Traders have been ratcheting up bets that the US central bank will not be able to raise interest rates the two times it planned for in 2019. The last time it indicated such an intention was as recently as the December meeting.

But with markets still rocky and worries over China’s economy mounting, the Fed Funds futures market – where traders can speculate on where interest rates are heading – now indicates that investors think there is no chance the Fed lifts rates in 2019.

Moreover, the implied odds on the Fed actually reversing rates and cutting rates from the current 2.25-2.5 per cent corridor has jumped to nearly 30 per cent, up from almost zero when the market turbulence began this autumn. Indeed, the markets-derived probability of a rate cut has doubled just since the start of the year.
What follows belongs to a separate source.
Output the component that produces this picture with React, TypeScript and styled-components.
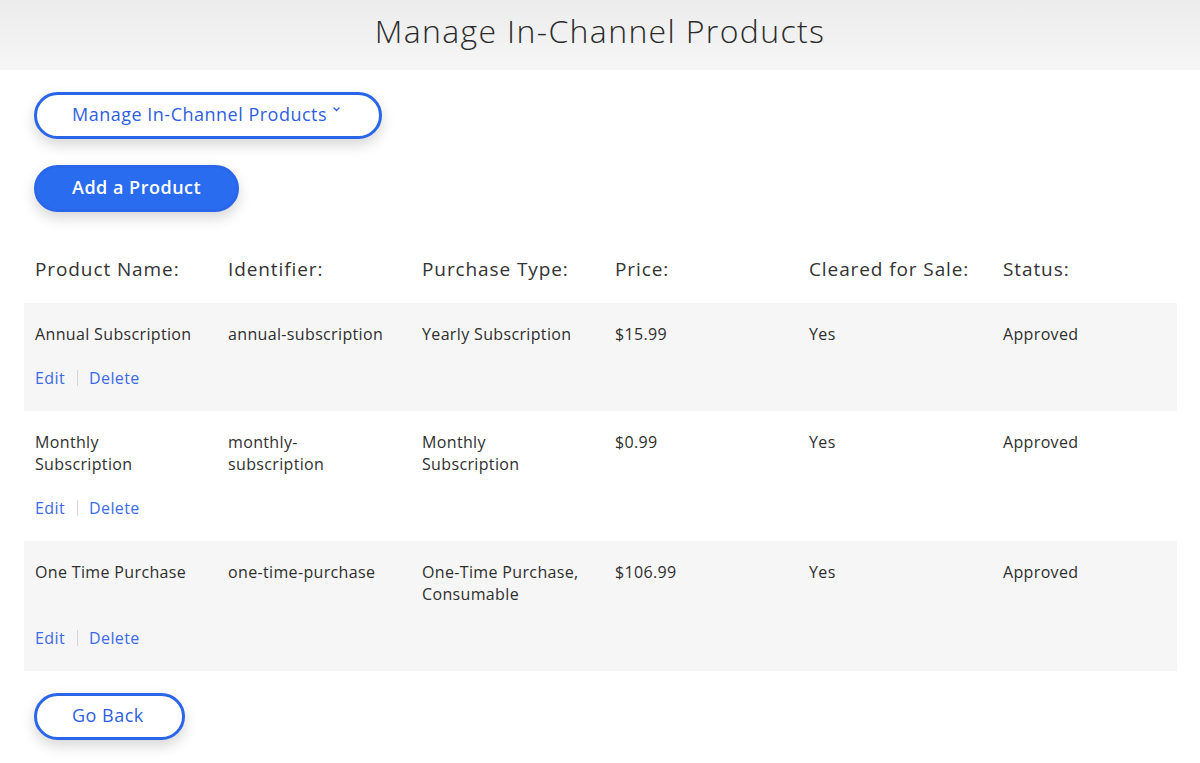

A combination of poor economic data and more cautious notes from the Fed helped fuel the jump in rate cutting expectations.

The ISM Manufacturing index was much weaker than expected in December, according to data released on Thursday morning, and Robert Kaplan, the president of the Federal Reserve Bank of Dallas, on Thursday indicated that he thought the Fed should pause its rate increases until there is more clarity on the global economy.

“We should not take any further action on interest rates until these issues are resolved, for better, for worse,” Mr Kaplan said in a Bloomberg television interview.

“So I would be an advocate of taking no action and – for example – in the first couple of quarters this year, if you asked me my base case, my base case would be take no action at all.”

Although Mr Kaplan is not a voting member of the Fed’s monetary policy board this year, he is considered close to chair Jay Powell and is part of the central bank’s subcommittee on communications with markets, noted Tapas Strickland, a strategist at National Australia Bank.